George Stamos : Questions de genre
Scène

George Stamos : Questions de genre

Le chorégraphe George Stamos introduit le texte et le travail sur la voix dans Cloak, une variation sur le thème du genre et des identités multiples à laquelle il se livre en duo avec Luciane Pinto.

Originaire de Nouvelle Écosse, George Stamos a roulé sa bosse de Londres à New York en passant par Toronto, Bruxelles et Amsterdam avant de se fixer à Montréal en 1998. Il a signé une vingtaine d’oeuvres depuis 1987, a été interprète pour des chorégraphes très différents, a dansé dans des clubs et a généreusement versé dans les arts performatifs, s’inscrivant à la fois dans le sillage des postmodernes américains et dans la mouvance avant-gardiste d’artistes marginaux.

Créée en juin dernier au Baryshnikov Arts Center de New York, Cloak témoigne de la diversité de ce parcours, mettant l’accent sur le caractère protéiforme de l’identité. "La pratique d’un danseur demande d’être très malléable, d’avoir une grande capacité de transformation, et j’avais envie de regarder cette histoire en moi, explique-t-il. Et puis, j’ai eu 40 ans l’an passé et je suis plus conscient que, dans une vie, il y a de la place pour de nombreuses façons d’être. Et même si deux danseurs peuvent parfois sembler dysfonctionnels quand ils modulent en même temps ce qu’ils sont, je ne traite pas de crise d’identité. Je veux juste montrer combien la question de l’identité est complexe et que c’est bien comme ça."

Sur scène, l’exploration de ces fluctuations identitaires se traduit par le passage parfois brutal d’un état à un autre, par le jeu entre la personnalité réelle des interprètes et d’étranges personnages comme ces lapins-ninjas à la poitrine gonflable, ou encore, par la déconstruction du corps grâce à l’usage de vidéos signées Dayna McLeod.

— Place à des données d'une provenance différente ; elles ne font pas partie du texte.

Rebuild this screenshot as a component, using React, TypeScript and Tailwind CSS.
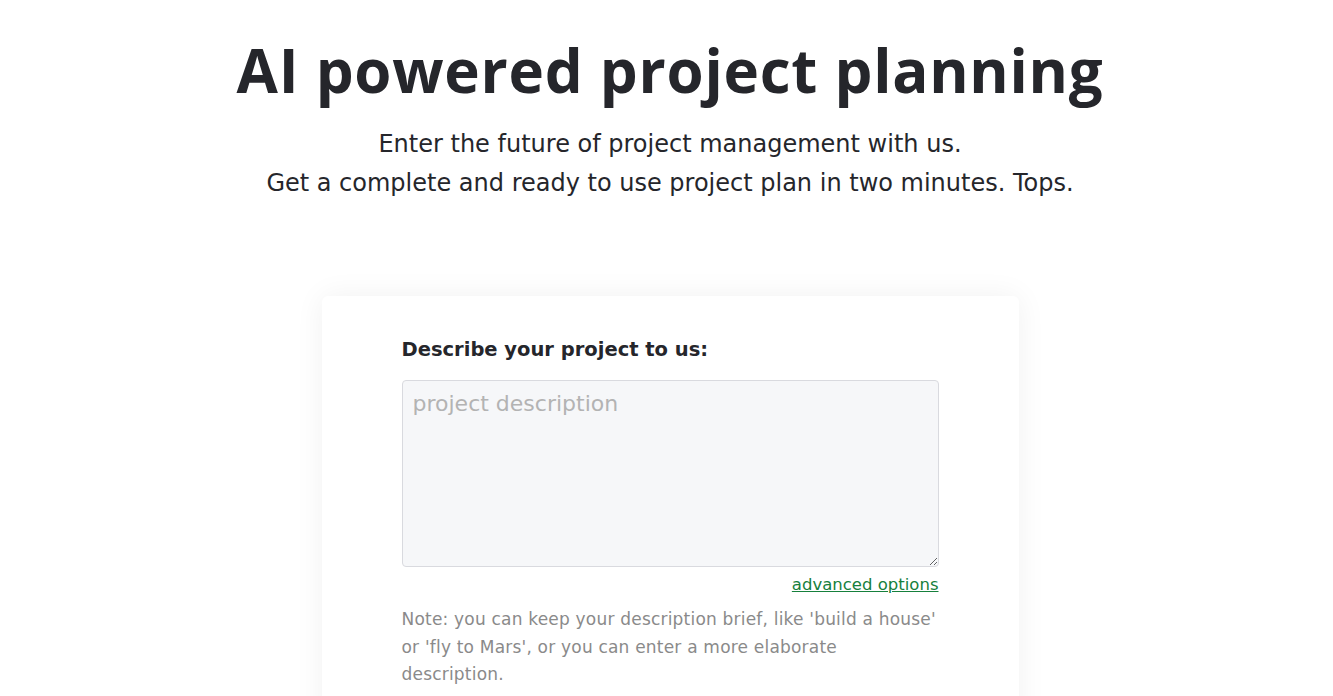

Est également présente dans cette oeuvre la thématique du genre chère à Stamos, avec toutes sortes de combinaisons possibles entre le féminin et le masculin.

Si l’oeuvre reprend des procédés et des idées qui ont marqué ses 10 dernières années de recherche et qu’on y retrouve Luciane Pinto, interprète charismatique et singulière qui a contribué au développement de ses univers et à son évolution artistique, Stamos revient ici à ses premières amours: il se détourne d’une écriture chorégraphique bien ficelée au profit d’un spectacle plus performatif avec des tâches que les interprètes ont à accomplir. Le texte et le travail approfondi de la voix s’avèrent quant à eux de totales nouveautés.

"Le texte s’est imposé comme une nécessité, reconnaît-il. C’est un élément qui renforce la dramaturgie et crée des liens entre des images qui pourraient sembler décousues." Après s’être fait auteur, le chorégraphe a adapté son texte à la scène et en a fait traduire des passages en français. Et tandis que la parole influence la qualité et la nature du geste, la manipulation de la voix en direct prolonge étonnamment le travail du masque. "Mettre un filtre sur ta voix et l’entendre comme si c’était celle d’un autre, ça ouvre de nouvelles portes à l’imagination et c’est vraiment très intéressant, commente le créateur. C’est aussi très libérateur pour des danseurs, car nous sommes éduqués à rester muets."

Une oeuvre éclatée, habillée par les éclairages de Mathieu Poirier et colorée par les ambiances sonores "très cinématographiques" de Thomas Furey.